The presenter identified the following core dispute drivers:
•Service and turnaround time for payment and restoration: The most common
source of policyholder dissatisfaction is delays in claims assessment and
payment. For an SME that has suffered a fire, flood, or business interruption event, a
protracted claims process can be catastrophic. The Insurance Regulatory
Authority’s (IRA) prescribed turnaround standards are frequently unmet in
practice, with no accessible redress mechanism for SME policyholders short of
formal litigation.
•Payment of premiums and policy disputes: Disputes also arise from disagreements
over premium calculations, policy renewals, retroactive exclusions, and mid-term
cancellations. SME policyholders, lacking the legal capacity to scrutinise policy
terms, are frequently disadvantaged by information asymmetry.
6.2 Specific Dispute Categories
The following dispute categories were identified as particularly prevalent in the SME-
insurance space:
•No clear definition of loss: A recurring challenge is the absence of clear, objective
criteria for assessing losses, particularly in the context of business interruption
insurance.
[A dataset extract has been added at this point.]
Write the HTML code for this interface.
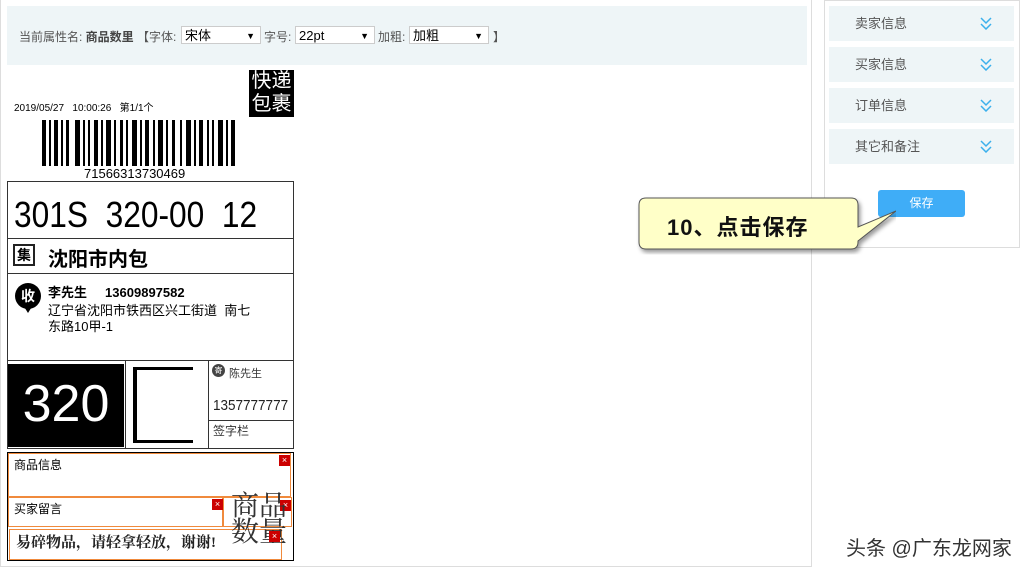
<!DOCTYPE html>
<html><head><meta charset="utf-8"><style>
body{margin:0;width:1026px;height:575px;background:#fff;position:relative;overflow:hidden;font-family:"Liberation Sans","Noto Sans CJK SC",sans-serif;}
.a{position:absolute;white-space:nowrap;}
.sel{position:absolute;top:26px;height:18px;border:1px solid #ccc;background:#fff;font-size:13px;line-height:18px;padding-left:3px;box-sizing:border-box;color:#000}
.sel:after{content:"▼";position:absolute;right:5px;font-size:9px;top:0}
.side{position:absolute;left:829px;width:185px;height:35px;background:#eef5f7;font-size:13px;color:#555;line-height:35px;}
.side span{position:absolute;left:26px}
.side svg{position:absolute;right:22px;top:11px}
.ob{position:absolute;border:1px solid #f08a3c;box-sizing:border-box;}
.x{position:absolute;width:9px;height:9px;background:#c00;border:1px solid #c00;color:#fff;font-size:9px;line-height:8px;text-align:center;}
</style></head><body>
<div class="a" style="left:0;top:0;width:812px;height:567px;border-right:1px solid #ddd;border-bottom:1px solid #ddd;border-left:1px solid #ddd;box-sizing:border-box"></div>
<div class="a" style="left:7px;top:6px;width:800px;height:59px;background:#eef5f7"></div>
<div class="a" style="left:19px;top:28px;font-size:12px;color:#555;">当前属性名: <b style="color:#444">商品数里</b> 【字体:</div>
<div class="sel" style="left:181px;width:80px">宋体</div>
<div class="a" style="left:264px;top:28px;font-size:12px;color:#555">字号:</div>
<div class="sel" style="left:295px;width:80px">22pt</div>
<div class="a" style="left:378px;top:28px;font-size:12px;color:#555">加粗:</div>
<div class="sel" style="left:409px;width:80px">加粗</div>
<div class="a" style="left:493px;top:28px;font-size:12px;color:#555">】</div>

<div class="a" style="left:249px;top:70px;width:45px;height:47px;background:#000;color:#fff;font-size:20px;line-height:23px;text-align:center">快递<br>包裹</div>
<div class="a" style="left:14px;top:99px;font-size:10px;color:#000">2019/05/27&nbsp;&nbsp; 10:00:26&nbsp;&nbsp; 第1/1个</div>
<svg class="a" style="left:42px;top:120px" width="196" height="46">
<g fill="#000">
<rect x="0" width="4" height="46"/><rect x="7" width="2" height="46"/><rect x="12" width="4" height="46"/><rect x="19" width="2" height="46"/><rect x="24" width="3" height="46"/><rect x="33" width="5" height="46"/><rect x="41" width="2" height="46"/><rect x="46" width="2" height="46"/><rect x="52" width="4" height="46"/><rect x="59" width="2" height="46"/><rect x="64" width="5" height="46"/><rect x="72" width="2" height="46"/><rect x="78" width="3" height="46"/><rect x="84" width="2" height="46"/><rect x="90" width="5" height="46"/><rect x="98" width="2" height="46"/><rect x="103" width="4" height="46"/><rect x="111" width="2" height="46"/><rect x="116" width="5" height="46"/><rect x="124" width="2" height="46"/><rect x="130" width="3" height="46"/><rect x="138" width="2" height="46"/><rect x="144" width="5" height="46"/><rect x="152" width="2" height="46"/><rect x="157" width="4" height="46"/><rect x="165" width="2" height="46"/><rect x="170" width="2" height="46"/><rect x="176" width="5" height="46"/><rect x="184" width="2" height="46"/><rect x="189" width="4" height="46"/>
</g></svg>
<div class="a" style="left:84px;top:166px;font-size:13px;">71566313730469</div>
<div class="a" style="left:7px;top:181px;width:287px;height:268px;border:1.5px solid #333;box-sizing:border-box"></div>
<div class="a" style="left:14px;top:195px;font-size:36px;line-height:40px;transform:scaleX(0.88);transform-origin:0 0">301S&nbsp; 320-00&nbsp; 12</div>
<div class="a" style="left:7px;top:238px;width:287px;border-top:1.5px solid #333"></div>
<div class="a" style="left:13px;top:244px;width:22px;height:22px;border:2px solid #222;box-sizing:border-box;font-size:14px;font-weight:bold;text-align:center;line-height:18px">集</div>
<div class="a" style="left:48px;top:243px;font-size:20px;font-weight:bold">沈阳市内包</div>
<div class="a" style="left:7px;top:273px;width:287px;border-top:1.5px solid #333"></div>
<div class="a" style="left:15px;top:283px;width:26px;height:26px;border-radius:50%;background:#000;color:#fff;font-size:14px;font-weight:bold;text-align:center;line-height:26px">收</div>
<div class="a" style="left:23px;top:305px;border-left:5px solid transparent;border-right:5px solid transparent;border-top:8px solid #000"></div>
<div class="a" style="left:48px;top:282px;font-size:13px;font-weight:bold">李先生&nbsp;&nbsp;&nbsp;&nbsp; 13609897582</div>
<div class="a" style="left:48px;top:303px;font-size:13px;line-height:16px">辽宁省沈阳市铁西区兴工街道&nbsp; 南七<br>东路10甲-1</div>
<div class="a" style="left:7px;top:360px;width:287px;border-top:1.5px solid #333"></div>
<div class="a" style="left:8px;top:364px;width:116px;height:83px;background:#000;color:#fff;font-size:52px;text-align:center;line-height:80px">320</div>
<div class="a" style="left:125px;top:360px;width:1px;height:88px;background:#333"></div>
<div class="a" style="left:208px;top:360px;width:1px;height:88px;background:#333"></div>
<div class="a" style="left:133px;top:367px;width:60px;height:76px;border-left:4px solid #000;border-top:3px solid #000;border-bottom:3px solid #000;box-sizing:border-box"></div>
<div class="a" style="left:140px;top:378px;width:60px;height:60px;background:#fff;border-radius:40%"></div>
<div class="a" style="left:212px;top:364px;width:13px;height:13px;border-radius:50%;background:#444;color:#fff;font-size:8px;text-align:center;line-height:13px">寄</div>
<div class="a" style="left:229px;top:365px;font-size:11px;color:#333">陈先生</div>
<div class="a" style="left:213px;top:397px;font-size:15px;color:#222;transform:scaleX(0.9);transform-origin:0 0">1357777777</div>
<div class="a" style="left:208px;top:420px;width:86px;border-top:1.5px solid #333"></div>
<div class="a" style="left:213px;top:422px;font-size:12px;color:#333">签字栏</div>

<div class="a" style="left:7px;top:452px;width:287px;height:109px;border:1.5px solid #000;box-sizing:border-box"></div>
<div class="ob" style="left:8px;top:453px;width:283px;height:44px"></div>
<div class="a" style="left:14px;top:456px;font-size:12px">商品信息</div>
<div class="x" style="left:279px;top:455px">×</div>
<div class="ob" style="left:8px;top:497px;width:215px;height:30px"></div>
<div class="a" style="left:14px;top:500px;font-size:12px">买家留言</div>
<div class="x" style="left:212px;top:499px">×</div>
<div class="ob" style="left:223px;top:497px;width:69px;height:30px"></div>
<div class="x" style="left:280px;top:500px">×</div>
<div class="ob" style="left:9px;top:529px;width:273px;height:31px"></div>
<div class="a" style="left:16px;top:531px;font-size:15px;font-weight:bold;color:#222;font-family:'Liberation Serif','Noto Serif CJK SC',serif">易碎物品，请轻拿轻放，谢谢!</div>
<div class="a" style="left:231px;top:494px;font-size:28px;line-height:26px;color:#333;font-family:'Liberation Serif','Noto Serif CJK SC',serif">商品<br>数量</div>
<div class="x" style="left:269px;top:531px">×</div>

<div class="a" style="left:824px;top:0;width:196px;height:248px;border:1px solid #ddd;box-sizing:border-box"></div>
<div class="side" style="top:6px"><span>卖家信息</span><svg width="12" height="13"><path d="M1 1l5 5 5-5M1 7l5 5 5-5" fill="none" stroke="#3bb0ec" stroke-width="1.5"/></svg></div>
<div class="side" style="top:47px"><span>买家信息</span><svg width="12" height="13"><path d="M1 1l5 5 5-5M1 7l5 5 5-5" fill="none" stroke="#3bb0ec" stroke-width="1.5"/></svg></div>
<div class="side" style="top:88px"><span>订单信息</span><svg width="12" height="13"><path d="M1 1l5 5 5-5M1 7l5 5 5-5" fill="none" stroke="#3bb0ec" stroke-width="1.5"/></svg></div>
<div class="side" style="top:129px"><span>其它和备注</span><svg width="12" height="13"><path d="M1 1l5 5 5-5M1 7l5 5 5-5" fill="none" stroke="#3bb0ec" stroke-width="1.5"/></svg></div>
<div class="a" style="left:878px;top:190px;width:87px;height:27px;background:#3fadf7;border-radius:3px;color:#fff;font-size:12px;text-align:center;line-height:27px">保存</div>

<svg class="a" style="left:636px;top:195px" width="260" height="60">
<defs><filter id="s"><feDropShadow dx="2" dy="3" stdDeviation="2" flood-opacity="0.4"/></filter></defs>
<path d="M10 3H215Q222 3 222 10V32L260 16L222 46V47Q222 54 215 54H10Q3 54 3 47V10Q3 3 10 3Z" fill="#ffffc8" stroke="#555" stroke-width="1" filter="url(#s)"/>
</svg>
<div class="a" style="left:667px;top:210px;font-size:22px;font-weight:bold;letter-spacing:1px;color:#111">10、点击保存</div>

<div class="a" style="left:846px;top:532px;font-size:20px;color:#333">头条 @广东龙网家</div>
</body></html>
Disputes frequently arise from divergent valuations of loss between the
insured and the insurer, with no neutral mechanism for resolution.
•Contractual disclosures: Disputes arising from alleged non-disclosure or
misrepresentation by the insured at the policy inception stage are a significant
category. SME owners, who are not always legally sophisticated, may inadvertently
fail to disclose material facts, resulting in disputed claims or policy avoidance.
6.3 Dispute Handling Mechanisms in the Insurance Sector
The existing dispute resolution framework in the insurance sector provides that:
•Primary handling authority is the Insurance Regulatory Authority (IRA) Directorate,
as mandated under the Insurance Act (Cap. 487). The IRA exercises a quasi-
judicial function in resolving policyholder complaints.
•Appeals from IRA determinations lie to a separate appellate authority, creating a
two-tier administrative dispute resolution process prior to judicial intervention.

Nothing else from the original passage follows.